Toute la saison, vous avez participé à plusieurs compétitions à l’international, avec les meilleurs jeunes Français. C’est une pression de faire partie de cette génération incarnant le futur tricolore ?
Cette année, je suis allée en Tunisie, au Qatar, pour des compétitions de haut niveau chez les jeunes… Sur ces tournois, on rencontre des joueurs de notre âge, vraiment très forts au niveau mondial. On a conscience qu’il faut montrer qu’on est présent et qu’on est à notre place. La Fédération Française donne l’opportunité à plusieurs d’entre nous d’aller sur ce genre de compétitions, et il faut saisir cette chance. Alors oui, c’est une certaine pression de prouver qu’on mérite cette attention.
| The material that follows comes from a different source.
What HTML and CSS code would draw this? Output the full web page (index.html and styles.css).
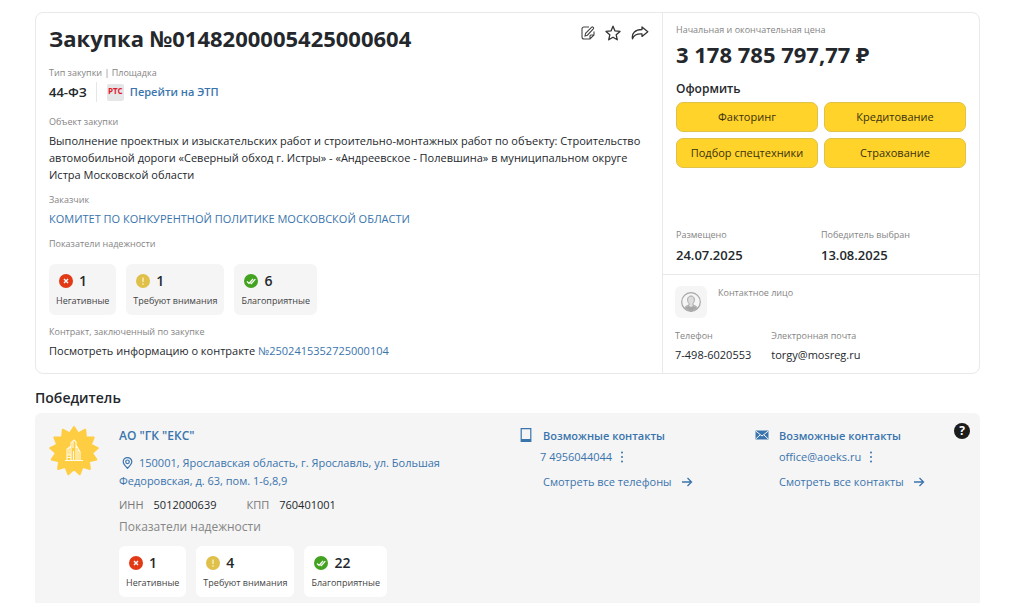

« Les JO, c’est la compétition ultime »
Quels sont vos points forts, et à l’inverse ce que vous voulez encore améliorer ?
J’ai un bon service du revers, que peu de joueuses ont de nos jours, qui me fait déjà gagner quelques points. J’ai cette capacité à jouer très vite et à bouger rapidement sur mes appuis. C’est mon point fort : j’aime forcer mon adversaire à jouer vite, pour m’amener à finir le point sur un coup droit. Là où je cherche le plus à progresser, c’est dans la tête. Je dois arriver à mieux poser mon jeu, sans me perdre ou sortir du match. En particulier avec les seniors, qui ont souvent plus de moyens pour me faire craquer.
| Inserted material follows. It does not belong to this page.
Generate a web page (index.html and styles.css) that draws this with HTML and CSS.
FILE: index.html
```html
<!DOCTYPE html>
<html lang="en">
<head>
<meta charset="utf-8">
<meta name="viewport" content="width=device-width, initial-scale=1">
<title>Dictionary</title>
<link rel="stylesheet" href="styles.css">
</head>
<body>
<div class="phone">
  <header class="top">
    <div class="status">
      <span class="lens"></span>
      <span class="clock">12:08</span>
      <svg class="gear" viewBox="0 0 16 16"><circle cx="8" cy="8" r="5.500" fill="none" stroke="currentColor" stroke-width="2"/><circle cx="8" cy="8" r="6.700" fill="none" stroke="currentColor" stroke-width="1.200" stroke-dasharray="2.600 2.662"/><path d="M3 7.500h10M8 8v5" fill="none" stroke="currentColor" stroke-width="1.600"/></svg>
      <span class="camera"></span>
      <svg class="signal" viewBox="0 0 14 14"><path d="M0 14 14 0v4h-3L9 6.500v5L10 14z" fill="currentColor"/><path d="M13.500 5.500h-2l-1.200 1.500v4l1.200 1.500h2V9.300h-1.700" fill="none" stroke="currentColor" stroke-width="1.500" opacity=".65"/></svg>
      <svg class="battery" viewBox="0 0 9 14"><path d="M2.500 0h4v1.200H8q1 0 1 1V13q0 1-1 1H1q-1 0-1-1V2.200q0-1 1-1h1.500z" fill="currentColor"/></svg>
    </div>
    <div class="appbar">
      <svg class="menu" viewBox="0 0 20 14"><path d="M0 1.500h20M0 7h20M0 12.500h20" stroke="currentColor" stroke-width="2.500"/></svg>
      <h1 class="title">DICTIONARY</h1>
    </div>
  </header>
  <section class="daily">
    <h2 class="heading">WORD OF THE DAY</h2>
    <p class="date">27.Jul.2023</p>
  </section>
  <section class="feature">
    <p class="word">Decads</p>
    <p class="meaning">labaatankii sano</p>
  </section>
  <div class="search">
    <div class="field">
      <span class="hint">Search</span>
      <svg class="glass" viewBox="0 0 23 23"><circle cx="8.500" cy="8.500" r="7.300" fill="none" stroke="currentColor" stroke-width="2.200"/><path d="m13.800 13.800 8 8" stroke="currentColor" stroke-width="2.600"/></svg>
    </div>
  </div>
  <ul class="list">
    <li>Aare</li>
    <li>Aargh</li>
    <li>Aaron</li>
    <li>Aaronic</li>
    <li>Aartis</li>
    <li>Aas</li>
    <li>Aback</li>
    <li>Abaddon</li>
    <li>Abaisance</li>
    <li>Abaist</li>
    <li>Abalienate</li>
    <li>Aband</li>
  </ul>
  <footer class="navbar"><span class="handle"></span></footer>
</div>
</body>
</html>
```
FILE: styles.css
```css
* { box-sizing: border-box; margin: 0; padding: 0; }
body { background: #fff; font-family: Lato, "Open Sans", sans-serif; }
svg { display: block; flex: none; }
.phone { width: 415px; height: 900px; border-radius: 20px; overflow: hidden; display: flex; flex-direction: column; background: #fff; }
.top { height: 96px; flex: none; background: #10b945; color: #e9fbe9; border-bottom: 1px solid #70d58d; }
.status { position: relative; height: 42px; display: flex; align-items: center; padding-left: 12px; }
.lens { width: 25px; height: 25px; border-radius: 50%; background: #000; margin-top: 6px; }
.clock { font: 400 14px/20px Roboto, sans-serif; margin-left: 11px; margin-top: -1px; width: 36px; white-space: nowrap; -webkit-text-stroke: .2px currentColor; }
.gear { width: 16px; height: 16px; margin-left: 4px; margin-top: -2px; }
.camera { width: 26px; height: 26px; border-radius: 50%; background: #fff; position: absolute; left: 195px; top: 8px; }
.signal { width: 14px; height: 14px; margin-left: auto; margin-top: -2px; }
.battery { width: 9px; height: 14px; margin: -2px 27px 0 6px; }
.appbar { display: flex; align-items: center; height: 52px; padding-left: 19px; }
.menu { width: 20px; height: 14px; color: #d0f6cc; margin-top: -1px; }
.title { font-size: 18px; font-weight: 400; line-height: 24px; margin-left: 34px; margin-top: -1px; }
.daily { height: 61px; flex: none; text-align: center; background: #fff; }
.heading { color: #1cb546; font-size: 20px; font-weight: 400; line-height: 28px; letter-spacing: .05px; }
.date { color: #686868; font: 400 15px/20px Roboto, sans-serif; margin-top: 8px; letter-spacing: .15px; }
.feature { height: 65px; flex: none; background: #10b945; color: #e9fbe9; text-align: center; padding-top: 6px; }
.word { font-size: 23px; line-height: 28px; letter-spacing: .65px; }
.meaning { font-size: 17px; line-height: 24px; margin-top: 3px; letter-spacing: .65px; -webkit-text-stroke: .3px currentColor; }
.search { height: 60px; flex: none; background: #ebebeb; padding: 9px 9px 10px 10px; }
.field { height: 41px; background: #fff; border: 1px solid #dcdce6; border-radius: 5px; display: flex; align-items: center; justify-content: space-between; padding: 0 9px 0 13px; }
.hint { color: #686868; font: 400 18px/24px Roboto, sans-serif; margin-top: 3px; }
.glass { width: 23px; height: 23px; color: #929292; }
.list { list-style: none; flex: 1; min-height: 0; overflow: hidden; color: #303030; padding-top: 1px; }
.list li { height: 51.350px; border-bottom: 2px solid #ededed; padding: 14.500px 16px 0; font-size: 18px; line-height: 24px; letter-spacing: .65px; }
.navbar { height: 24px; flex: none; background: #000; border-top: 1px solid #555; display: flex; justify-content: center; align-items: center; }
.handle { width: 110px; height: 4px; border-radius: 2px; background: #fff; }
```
Comment vous projetez-vous sur la suite, sportivement et scolairement ?
Au niveau des études, je continue ma formation à distance avec le CNED, avec le bac qui arrive l’année prochaine. Après ça, je compte continuer un cursus, même si je ne sais pas encore quoi ! Je ne pense pas me destiner à de longues études, mais je veux avoir un bagage et garder un pied dedans. Sportivement, le grand objectif, ce sont les Jeux olympiques, bien sûr. D’ici les sélections, ce sera à moi de montrer ce dont je suis capable, et de prouver que j’ai ce qu’il faut pour mériter d’aller aux Jeux dès 2024. Si c’est possible, je ne me mets pas de limites ! Les JO, c’est la compétition ultime pour tous les sportifs. Tout le monde rêve d’être là-bas, d’autant plus que c’est dans notre pays. D’ici là, il y a encore du chemin, et je compte bien continuer à progresser.